What the task asks
Wherever "with" appears in a line, copy that line.

■ ■ ■ ■ ■

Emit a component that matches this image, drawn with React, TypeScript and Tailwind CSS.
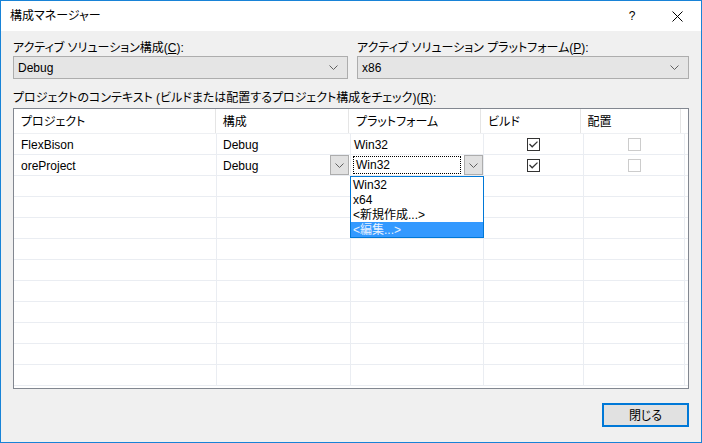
import { useState } from 'react'

const FONT = 'font-["Liberation_Sans","Noto_Sans_CJK_JP",sans-serif] [font-feature-settings:"palt"]'

const COLS = ['w-[203px]', 'w-[134px]', 'w-[133px]', 'w-[100px]', 'w-[101px]', 'flex-1']

function Chevron({ className = '' }: { className?: string }) {
  return (
    <svg width="9" height="5" viewBox="0 0 9 5" className={className}>
      <path d="M0.5 0.5 L4.5 4.5 L8.5 0.5" fill="none" stroke="#606060" strokeWidth="1" />
    </svg>
  )
}

function Select({ value }: { value: string }) {
  return (
    <div className="h-[23px] flex items-center justify-between bg-[#e5e5e5] border border-[#adadad] pl-[4px] pr-[9px]">
      <span className="pt-[1px]">{value}</span>
      <Chevron />
    </div>
  )
}

function Check({ checked, disabled }: { checked?: boolean; disabled?: boolean }) {
  return (
    <div
      className={`w-[13px] h-[13px] bg-white border flex items-center justify-center ${
        disabled ? 'border-[#cccccc]' : 'border-[#333333]'
      }`}
    >
      {checked && (
        <svg width="9" height="7" viewBox="0 0 9 7">
          <path d="M0.5 3 L3.2 5.8 L8.5 0.6" fill="none" stroke="#333" strokeWidth="1.3" />
        </svg>
      )}
    </div>
  )
}

function CellButton() {
  return (
    <div className="w-[19px] h-[20px] bg-[#e1e1e1] border border-[#adadad] flex items-center justify-center">
      <Chevron />
    </div>
  )
}

export default function App() {
  const [selected] = useState(3)
  const items = ['Win32', 'x64', '<新規作成...>', '<編集...>']
  const emptyRows = Array.from({ length: 10 })

  return (
    <div className={`${FONT} w-[702px] h-[443px] border border-[#1883d7] flex flex-col text-[12px] text-black overflow-hidden`}>
      {/* Title bar */}
      <div className="h-[30px] bg-white flex items-center pl-[9px] shrink-0">
        <span className="flex-1 pb-[1px]">構成マネージャー</span>
        <span className="w-[12px] text-center mr-[34px]">?</span>
        <svg width="11" height="11" viewBox="0 0 11 11" className="mr-[18px]">
          <path d="M0.5 0.5 L10.5 10.5 M10.5 0.5 L0.5 10.5" stroke="#000" strokeWidth="1" />
        </svg>
      </div>

      {/* Body */}
      <div className="flex-1 bg-[#f0f0f0] px-[12px] pt-[8px] flex flex-col">
        <div className="flex gap-[9px]">
          <div className="w-[335px] flex flex-col gap-[1px]">
            <span className="h-[16px] leading-[16px] pt-[1px]">アクティブ ソリューション構成(<u>C</u>):</span>
            <Select value="Debug" />
          </div>
          <div className="flex-1 flex flex-col gap-[1px]">
            <span className="h-[16px] leading-[16px] pt-[1px]">アクティブ ソリューション プラットフォーム(<u>P</u>):</span>
            <Select value="x86" />
          </div>
        </div>

        <div className="mt-[10px] h-[16px] leading-[16px] pt-[1px]">
          プロジェクトのコンテキスト (ビルドまたは配置するプロジェクト構成をチェック)(<u>R</u>):
        </div>

        {/* Grid */}
        <div className="mt-[3px] h-[281px] border border-[#828790] bg-white flex flex-col overflow-hidden">
          <div className="h-[25px] flex border-b border-[#eef0f3] shrink-0">
            {['プロジェクト', '構成', 'プラットフォーム', 'ビルド', '配置', ''].map((h, i) => (
              <div key={i} className={`${COLS[i]} ${i < 5 ? 'border-r border-[#e5e5e5]' : ''} pl-[7px] pt-[1px] flex items-center`}>
                {h}
              </div>
            ))}
          </div>

          <div className="h-[21px] flex border-b border-[#eaedf2] shrink-0">
            <div className={`${COLS[0]} border-r border-[#eaedf2] pl-[7px] pt-[1px] flex items-center`}>FlexBison</div>
            <div className={`${COLS[1]} border-r border-[#eaedf2] pl-[6px] pt-[1px] flex items-center`}>Debug</div>
            <div className={`${COLS[2]} border-r border-[#eaedf2] pl-[3px] pt-[1px] flex items-center`}>Win32</div>
            <div className={`${COLS[3]} border-r border-[#eaedf2] flex items-center justify-center`}>
              <Check checked />
            </div>
            <div className={`${COLS[4]} border-r border-[#eaedf2] flex items-center justify-center`}>
              <Check disabled />
            </div>
            <div className={COLS[5]} />
          </div>

          <div className="h-[21px] flex border-b border-[#eaedf2] shrink-0">
            <div className={`${COLS[0]} border-r border-[#eaedf2] pl-[7px] pt-[1px] flex items-center`}>oreProject</div>
            <div className={`${COLS[1]} border-r border-[#eaedf2] pl-[6px] pr-[1px] flex items-center justify-between`}>
              <span className="pt-[1px]">Debug</span>
              <CellButton />
            </div>
            <div className={`${COLS[2]} border-r border-[#eaedf2] pl-[2px] flex items-center relative`}>
              <div className="w-[108px] h-[18px] border border-dotted border-black flex items-center pl-[2px] pt-[1px] mb-[1px]">
                Win32
              </div>
              <div className="ml-auto">
                <CellButton />
              </div>
              {/* Dropdown list */}
              <div className="absolute left-[-1px] top-[21px] w-[134px] border border-[#0078d7] bg-white z-10 flex flex-col">
                {items.map((it, i) => (
                  <div
                    key={it}
                    className={`h-[15px] leading-[15px] pl-[2px] pt-[1px] ${i === selected ? 'bg-[#3399ff] text-[#e8f2ff]' : ''}`}
                  >
                    {it}
                  </div>
                ))}
              </div>
            </div>
            <div className={`${COLS[3]} border-r border-[#eaedf2] flex items-center justify-center`}>
              <Check checked />
            </div>
            <div className={`${COLS[4]} border-r border-[#eaedf2] flex items-center justify-center`}>
              <Check disabled />
            </div>
            <div className={COLS[5]} />
          </div>

          {emptyRows.map((_, r) => (
            <div key={r} className="h-[21px] flex border-b border-[#eaedf2] shrink-0">
              {COLS.map((c, i) => (
                <div key={i} className={`${c} ${i < 5 ? 'border-r border-[#eaedf2]' : ''}`} />
              ))}
            </div>
          ))}
        </div>

        <div className="flex justify-end mt-[14px]">
          <button className="w-[87px] h-[24px] bg-[#e1e1e1] border-2 border-[#0078d7] flex items-center justify-center pt-[1px]">
            閉じる
          </button>
        </div>
      </div>
    </div>
  )
}
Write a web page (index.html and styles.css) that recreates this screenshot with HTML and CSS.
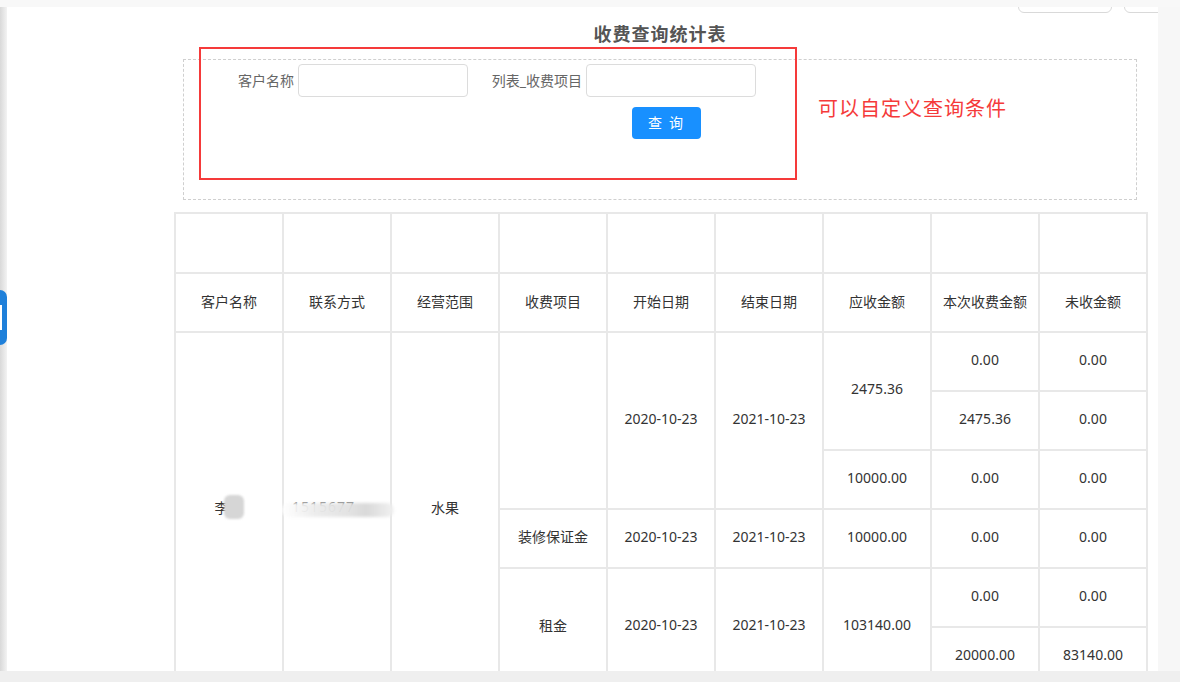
FILE: index.html
```html
<!DOCTYPE html>
<html lang="zh-CN">
<head>
<meta charset="utf-8">
<title>收费查询统计表</title>
<link rel="stylesheet" href="styles.css">
</head>
<body>
<div class="top-strip"></div>
<div class="middle">
  <div class="left-strip">
    <div class="side-tab"><div class="side-tab-inner"></div></div>
  </div>
  <div class="panel">
    <div class="toolbar">
      <button class="tool-btn" type="button"></button>
      <button class="tool-btn" type="button"></button>
    </div>
    <div class="content">
      <h1 class="title">收费查询统计表</h1>
      <div class="query-box">
        <div class="fields">
          <div class="field">
            <label class="field-label">客户名称</label>
            <input class="field-input" type="text">
          </div>
          <div class="field field-second">
            <label class="field-label">列表_收费项目</label>
            <input class="field-input" type="text">
          </div>
        </div>
        <button class="query-btn" type="button">查 询</button>
      </div>
      <table class="report">
        <colgroup>
          <col><col><col><col><col><col><col><col><col>
        </colgroup>
        <tr class="blank-row">
          <td></td><td></td><td></td><td></td><td></td><td></td><td></td><td></td><td></td>
        </tr>
        <tr class="head-row">
          <th>客户名称</th><th>联系方式</th><th>经营范围</th><th>收费项目</th><th>开始日期</th><th>结束日期</th><th>应收金额</th><th>本次收费金额</th><th>未收金额</th>
        </tr>
        <tr>
          <td rowspan="6"><span class="name">李</span><span class="blob"></span></td>
          <td rowspan="6"><span class="phone">1515677<span class="smudge"></span></span></td>
          <td rowspan="6">水果</td>
          <td rowspan="3"></td>
          <td rowspan="3">2020-10-23</td>
          <td rowspan="3">2021-10-23</td>
          <td rowspan="2">2475.36</td>
          <td>0.00</td>
          <td>0.00</td>
        </tr>
        <tr>
          <td>2475.36</td>
          <td>0.00</td>
        </tr>
        <tr>
          <td>10000.00</td>
          <td>0.00</td>
          <td>0.00</td>
        </tr>
        <tr>
          <td>装修保证金</td>
          <td>2020-10-23</td>
          <td>2021-10-23</td>
          <td>10000.00</td>
          <td>0.00</td>
          <td>0.00</td>
        </tr>
        <tr>
          <td rowspan="2">租金</td>
          <td rowspan="2">2020-10-23</td>
          <td rowspan="2">2021-10-23</td>
          <td rowspan="2">103140.00</td>
          <td>0.00</td>
          <td>0.00</td>
        </tr>
        <tr>
          <td>20000.00</td>
          <td>83140.00</td>
        </tr>
      </table>
    </div>
    <div class="annot-box"></div>
    <div class="annot-text">可以自定义查询条件</div>
  </div>
  <div class="right-strip"></div>
</div>
<div class="bottom-strip"></div>
</body>
</html>
```

FILE: styles.css
```css
* { box-sizing: border-box; }

html, body {
  margin: 0;
  padding: 0;
}

body {
  width: 1180px;
  height: 682px;
  overflow: hidden;
  background: #f7f7f7;
  font-family: "Noto Sans", "Noto Sans CJK SC", sans-serif;
  color: #333;
}

.top-strip {
  height: 7px;
  background: #f8f8f8;
}

.middle {
  display: flex;
  height: 664px;
}

.left-strip {
  width: 7px;
  flex: none;
  background: linear-gradient(to right, #d9d9d9, #f3f3f3);
  padding-top: 283px;
}

.side-tab {
  width: 7px;
  height: 55px;
  background: #1f80da;
  border-radius: 0 7px 7px 0;
  padding-top: 15px;
}

.side-tab-inner {
  width: 2px;
  height: 25px;
  background: #fff;
}

.panel {
  width: 1151px;
  flex: none;
  background: #fff;
  position: relative;
  overflow: hidden;
}

.right-strip {
  flex: 1;
  background: #f7f7f7;
}

.bottom-strip {
  height: 11px;
  background: #efefef;
}

.toolbar {
  display: flex;
  justify-content: flex-end;
  gap: 12px;
  margin-top: -26px;
  margin-right: -60px;
}

.tool-btn {
  width: 94px;
  height: 32px;
  border: 1px solid #d9d9d9;
  border-radius: 6px;
  background: #fff;
  padding: 0;
}

.content {
  padding: 0 11px 0 167px;
}

.title {
  margin: 9px 10px 0 9px;
  height: 24px;
  line-height: 24px;
  font-size: 18px;
  font-weight: bold;
  color: #555;
  text-align: center;
  letter-spacing: 1px;
}

.query-box {
  margin: 13px 10px 0 9px;
  height: 141px;
  border: 1px dashed #cfcfcf;
  padding: 4px 0 0 10px;
}

.fields {
  display: flex;
  align-items: center;
}

.field {
  display: flex;
  align-items: center;
}

.field-second {
  margin-left: 14px;
}

.field-label {
  width: 100px;
  margin-right: 4px;
  text-align: right;
  font-size: 14px;
  color: #666;
  white-space: nowrap;
  padding-bottom: 2px;
}

.field-input {
  width: 170px;
  height: 33px;
  border: 1px solid #dcdcdc;
  border-radius: 4px;
  background: #fff;
  padding: 0 8px;
  font-family: inherit;
}

.query-btn {
  display: block;
  margin: 10px 0 0 438px;
  width: 69px;
  height: 32px;
  border: none;
  border-radius: 4px;
  background: #1890ff;
  color: #fff;
  font-family: "Noto Sans CJK SC", sans-serif;
  font-size: 14px;
  letter-spacing: 2px;
  padding: 0 0 3px 0;
}

.report {
  margin-top: 12px;
  width: 974px;
  table-layout: fixed;
  border-collapse: collapse;
  border-top: 2px solid #efefef;
}

.report col {
  width: 108px;
}

.report td,
.report th {
  border: 2px solid #e8e8e8;
  height: 59px;
  padding: 0 0 5px 0;
  text-align: center;
  vertical-align: middle;
  font-size: 14px;
  font-weight: normal;
  color: #333;
  white-space: nowrap;
}

.report th {
  padding-bottom: 3px;
}

.report .blank-row td {
  height: 60px;
}

.name {
  display: inline-block;
  vertical-align: middle;
}

.blob {
  display: inline-block;
  vertical-align: middle;
  width: 20px;
  height: 24px;
  margin-left: -5px;
  background: #d6d6d6;
  border-radius: 6px;
  filter: blur(1px);
}

.phone {
  display: inline-block;
  position: relative;
  color: #777;
  margin-left: 6px;
  width: 96px;
  text-align: left;
  letter-spacing: 1px;
}

.smudge {
  position: absolute;
  left: -10px;
  right: -6px;
  top: 6px;
  height: 14px;
  background: linear-gradient(to right, rgba(255,255,255,0.9), rgba(235,235,235,0.95) 30%, rgba(225,225,225,0.95) 60%, rgba(215,215,215,0.95) 75%, rgba(240,240,240,0.9));
  border-radius: 7px;
  filter: blur(1.5px);
}

.annot-box {
  position: absolute;
  left: 192px;
  top: 40px;
  width: 598px;
  height: 133px;
  border: 2px solid #f53a3a;
}

.annot-text {
  position: absolute;
  left: 811px;
  top: 87px;
  font-family: "Noto Sans CJK SC", sans-serif;
  font-size: 20px;
  line-height: 28px;
  color: #f53a3a;
  letter-spacing: 1px;
}
```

■ ■ ■ ■ ■

Exercise response
Emit a component that matches this image, drawn with React, TypeScript and Tailwind CSS.
Write a web page (index.html and styles.css) that recreates this screenshot with HTML and CSS.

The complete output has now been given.